- Location: Harold's Cross Stadium

= 1934 Irish Greyhound Derby =

Irish greyhound race

The 1934 Irish Greyhound Derby known as the National Derby at the time took place during August and September with the final being held at Harold's Cross Stadium in Dublin.

The 1934 Irish Derby was finally awarded to Harold's Cross on condition that they contributed a minimum of £100 towards the event. The ICC added a further £50. It was also agreed that Shelbourne Park and Harold's Cross would run the competition in alternate years.

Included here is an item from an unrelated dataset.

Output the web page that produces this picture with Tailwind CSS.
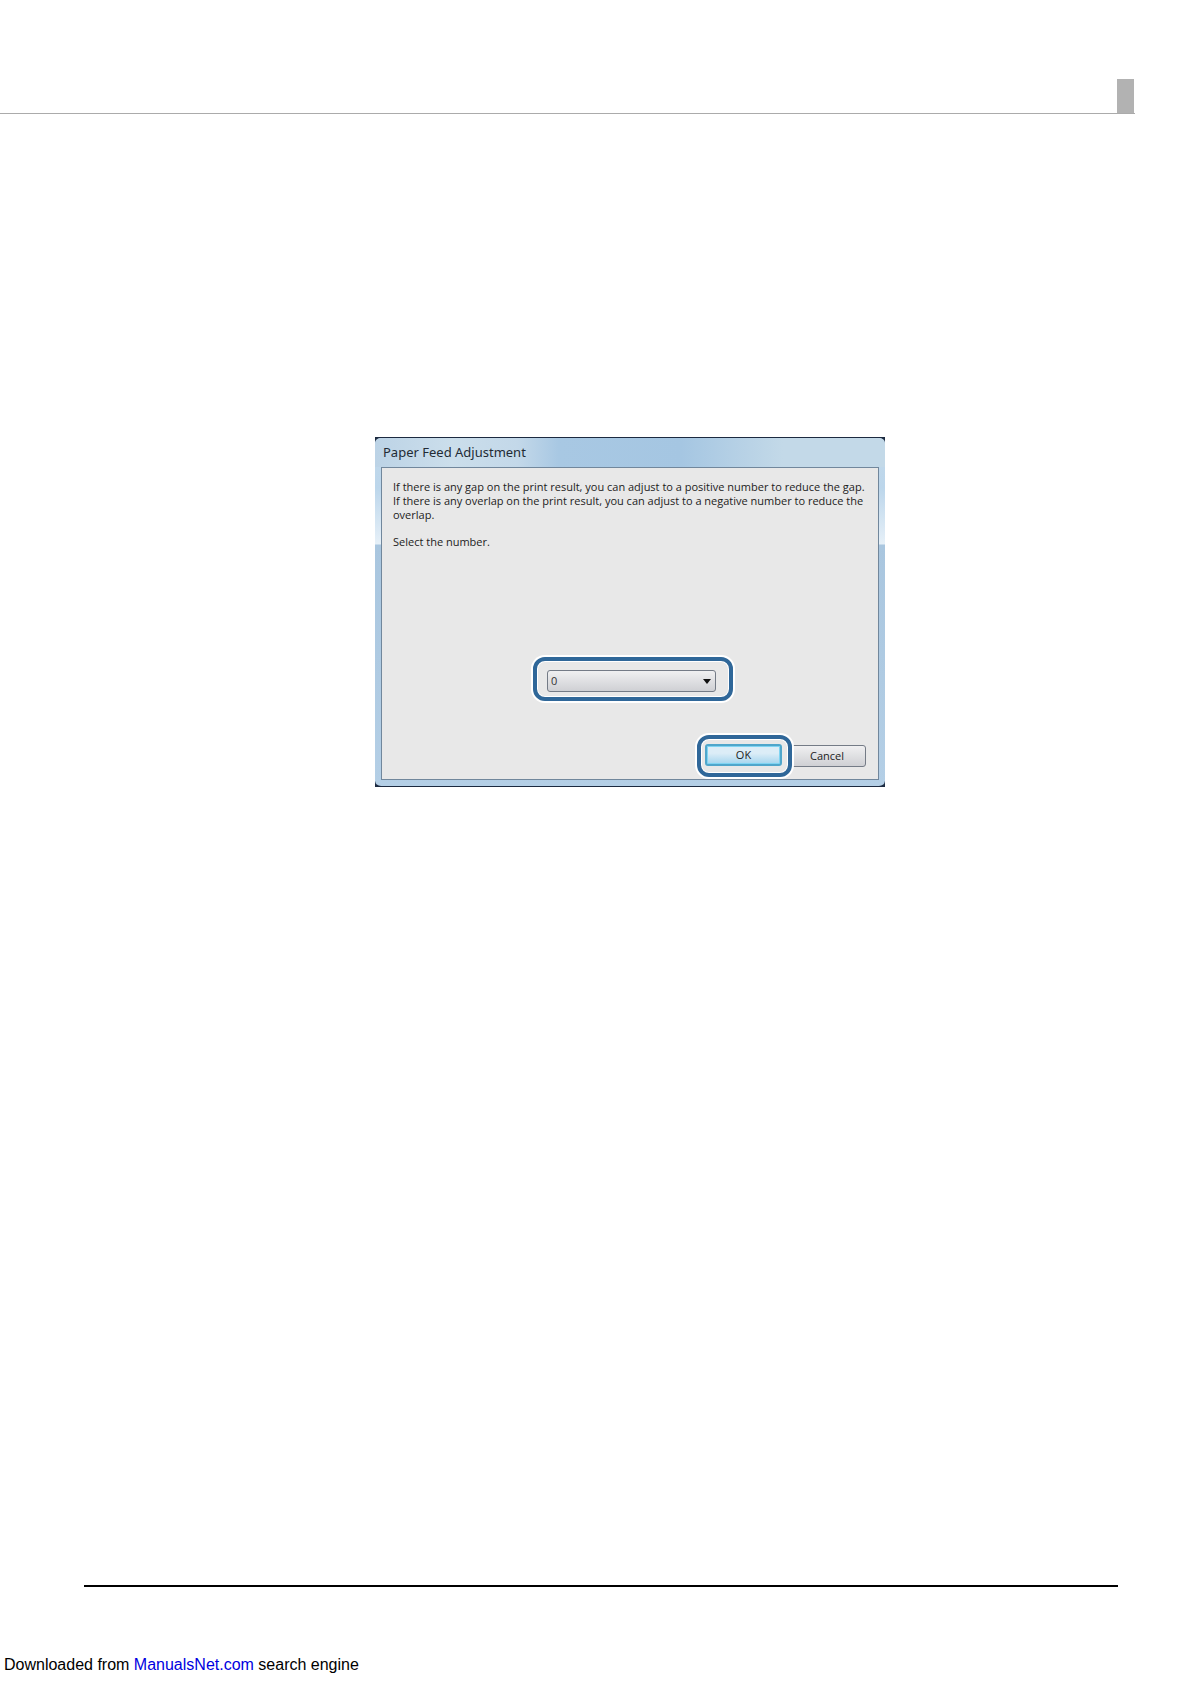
<!DOCTYPE html>
<html lang="en">
<head>
  <meta charset="UTF-8" />
  <meta name="viewport" content="width=device-width, initial-scale=1.0" />
  <title>Paper Feed Adjustment</title>
  <script src="https://cdn.jsdelivr.net/npm/@tailwindcss/browser@4"></script>
</head>
<body class="flex min-h-screen flex-col bg-white text-black font-['Liberation_Sans',sans-serif]">

  <!-- Header rule with page tab -->
  <header class="mr-[55px] flex justify-end border-b border-[#ababab] pt-[79px]">
    <div class="mr-px h-[34px] w-[17px] bg-[#b2b2b2]"></div>
  </header>

  <main class="mt-[323px] pl-[375px]">
    <!-- Dialog window -->
    <section aria-labelledby="dialog-title" class="w-full max-w-[510px] bg-[#1c2a40] font-['Open_Sans',sans-serif]">
      <div class="rounded-md border-y border-[#1c2a40] bg-[linear-gradient(to_bottom,#c3d9ea_0,#bcd6eb_50px,#e6f0f8_106px,#a9c6df_107px,#b4cfe6_100%)] px-[6px] pb-[6px]">
        <h1 id="dialog-title" class="-mx-[6px] h-[29px] rounded-t-md bg-[linear-gradient(to_right,#bcd3e6_0%,#cbdeeb_15%,#c3d8e9_28%,#a8c8e3_36%,#a5c6e2_60%,#c3d9e8_80%,#c3d9e8_100%)] pl-2 font-['Noto_Sans',sans-serif] text-[13px] leading-[29px] text-[#222b35]">Paper Feed Adjustment</h1>

        <div class="border border-[#71879c] bg-[#e8e8e8] pt-3 pr-3 pb-[2px] pl-[11px] text-[11px] leading-[14px] text-[#1c1c1c]">
          <p class="whitespace-nowrap">If there is any gap on the print result, you can adjust to a positive number to reduce the gap.<br />If there is any overlap on the print result, you can adjust to a negative number to reduce the<br />overlap.</p>
          <p class="mt-[13px]"><label for="number">Select the number.</label></p>

          <!-- Number drop-down -->
          <div class="mt-[108px] ml-[140px] w-[200px] rounded-xl border-4 border-[#2f6799] pt-[9px] pr-[13px] pb-[5px] pl-[10px] shadow-[0_0_0_2px_#fff,inset_0_0_0_1px_#fff]">
            <div class="relative">
              <select id="number" class="block h-[22px] w-full appearance-none rounded-[3px] border border-[#747b86] bg-linear-to-b from-[#f0f0f1] to-[#cfd0d4] pl-[3px] text-[11px] text-[#333]">
                <option>0</option>
                <option>1</option>
                <option>-1</option>
              </select>
              <svg class="pointer-events-none absolute top-[9px] right-[5px] h-[5px] w-[8px]" viewBox="0 0 8 5"><path d="M0 0h8L4 5z" fill="#111" /></svg>
            </div>
          </div>

          <!-- Buttons -->
          <div class="mt-[34px] flex items-center justify-end">
            <div class="relative rounded-xl border-4 border-[#2f6799] bg-[#e8e8e8] pt-[5px] pr-[6px] pb-[7px] pl-1 shadow-[0_0_0_2px_#fff,inset_0_0_0_1px_#fff]">
              <button type="button" class="block h-[22px] w-[77px] rounded-[3px] border-2 border-[#4fa6cb] bg-linear-to-b from-[#dcedf7] from-40% to-[#a4d5ee] shadow-[inset_0_0_0_1px_#7fd4f2]">OK</button>
            </div>
            <button type="button" class="-ml-1 h-[22px] w-[78px] rounded-[3px] border border-[#747b86] bg-linear-to-b from-[#f0f0f1] to-[#cfd0d4]">Cancel</button>
          </div>
        </div>
      </div>
    </section>
  </main>

  <!-- Footer -->
  <footer class="mt-auto">
    <hr class="mr-[72px] ml-[84px] border-t-2 border-black" />
    <p class="mt-[66px] mb-[7px] pl-1 text-base leading-6">Downloaded from <a href="#" class="text-[#0000e0]">ManualsNet.com</a> search engine</p>
  </footer>

</body>
</html>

The winner Frisco Hobo was owned by Tim Fennin.

== Final result ==
At Harolds Cross (over 525 yards):

| Position | Name of Greyhound | Breeding | Trap | SP | Time | Trainer |
|---|---|---|---|---|---|---|
| 1st | Frisco Hobo | Hidden Badger - Pykes Peak |  | 12-1 | 30.45 | Tom Harty |
| 2nd | Buzzing Dick | Leningrad - Beaten Rattle |  | 1-1f | 30.53 | Joe McKenna |
| 3rd | April Sandy |  |  |  | 30.77 |  |
| 4th | Seldom at Home |  |  |  | 30.78 | Joe McKenna |
| unplaced | My Mistake | Open Streak – Misconduct |  |  |  |  |
| unplaced | Kerryhill Boy |  |  |  |  |  |

=== Distances ===
1, 3, short-head

=== Competition Report===
There were nine first round heats with the first two from each qualifying for the semi-finals. Kerryhill Boy won the first semi by six lengths from My Mistake in a time of 30.32 sec. Buzzing Dick won the second by half a length from April Dandy in 30.28 and the final semi went to Seldom at Home four lengths ahead of Frisco Hobo in 30.75. In the final the outsider Frisco Hobo took the lead at the second bend and held of a late challenge by Buzzing Dick.